No sensible person would read a scientific report describing a newly discovered creature and say, “I don’t believe this! I have never seen such a creature before; therefore, it cannot be real. The sphere of my current understanding encircles all that can be truly known. And my understanding does not include this!”

We would call that person a Luddite, an anti-intellectual, an obscurantist. Certainly, such a person has no business running or making decisions for educational institutions like Christian seminaries!

But, alas, certain qualities of “conservativism” never change. That’s why they are conservative.

Knee-jerk reactions against new ideas – especially if those ideas are developed by the dreaded “non-Christian secularists” – have always characterized conservatism, whether politically or religiously.

As I continue my series discussing Critical Race Theory (see the previous post here), you may recall that I have defined this Theory according to three analytical grids: White Privilege, Systemic Racism, and Intersectionality.

This post will briefly discuss Intersectionality. (For more explanation of Intersectionality, I suggest looking here and here for starters.)

The principle of Intersectionality recognizes that each person represents the intersection of different individual characteristics. In western society, the most pertinent characteristics are gender (male/female; I am not discussing transgenderism in this post), race/ethnicity (white, black, Asian, Arab, etc.), and class (rich, middle-class, poor, educated, uneducated).

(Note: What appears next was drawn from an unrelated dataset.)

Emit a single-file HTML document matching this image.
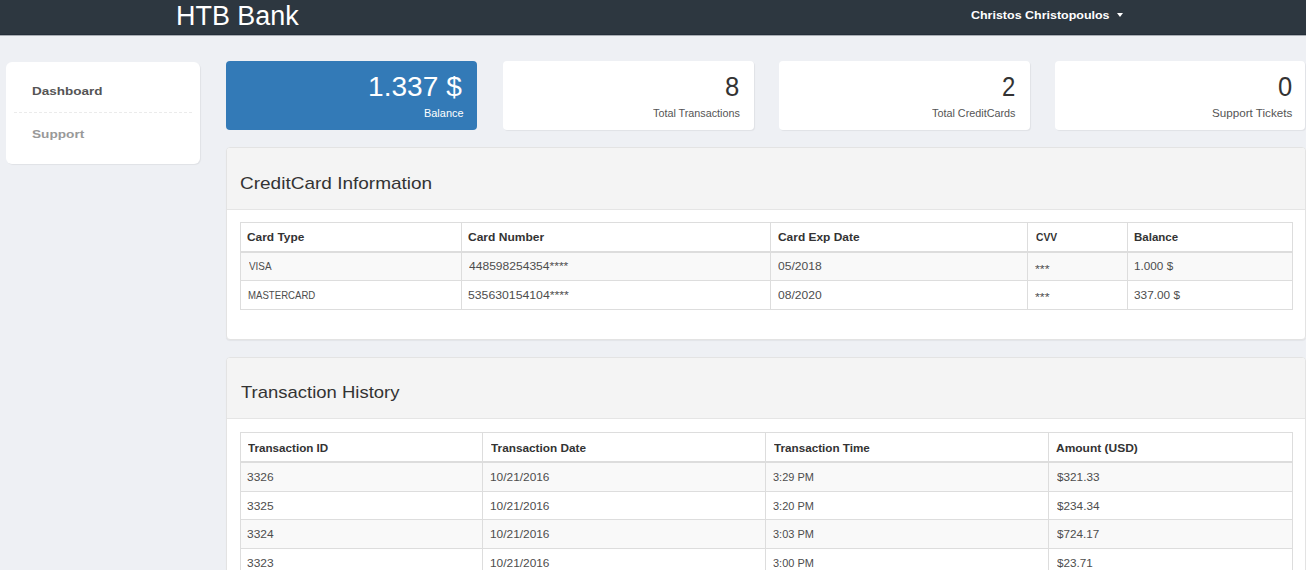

Each individual instantiates, or incarnates, a different combination of these various characteristics. These distinctions are important to recognize because each of them, in their many combinations, can bring a different range of social and economic status to the individual.

For example, for several summers during college my wife worked in Alaska salmon canneries. When I recently explained Intersectionality to her, she immediately recognized it from the working conditions and payment schedule in Alaskan canneries.

She described a very rigid hierarchy of power and privilege, with white men at the top (with the most authority and highest wages) and Eskimo women at the bottom (with the least authority and lowest wages). Ranked in between (I don’t recall the exact order) were Japanese men, white women, and Eskimo men.

It’s not hard to see how the intersection of race and gender (and perhaps class) determined very different treatment for different people who were all doing basically the same work.

So, Intersectionality merely recognizes the obvious: that in many respects African-American women have had a much harder row to hoe than white women, and both have faced many more difficulties than white men.

It recognizes that white applicants from wealthy families of alumni have a far easier time getting into Ivy League schools than white (or black) applicants from lower-class families who are first generation college applicants. (That’s the reason for affirmative action, by the way.)

(I am reminded of the book The Color of Law, by Richard Rothstein, which explains how the leaders of Ivy League universities insisted that the residential neighborhoods surrounding their campuses must all be segregated to exclude black residents.)

I could continue with more examples, but I think you get the point.

The principle of Intersectionality, as a tool in Critical Race Theory, simply describes the obvious. The theory does not create anything new. It only points out reality and tries to describe discriminatory processes more accurately. In this respect, Intersectionality helps to shed light on the complexity of Systemic Racism.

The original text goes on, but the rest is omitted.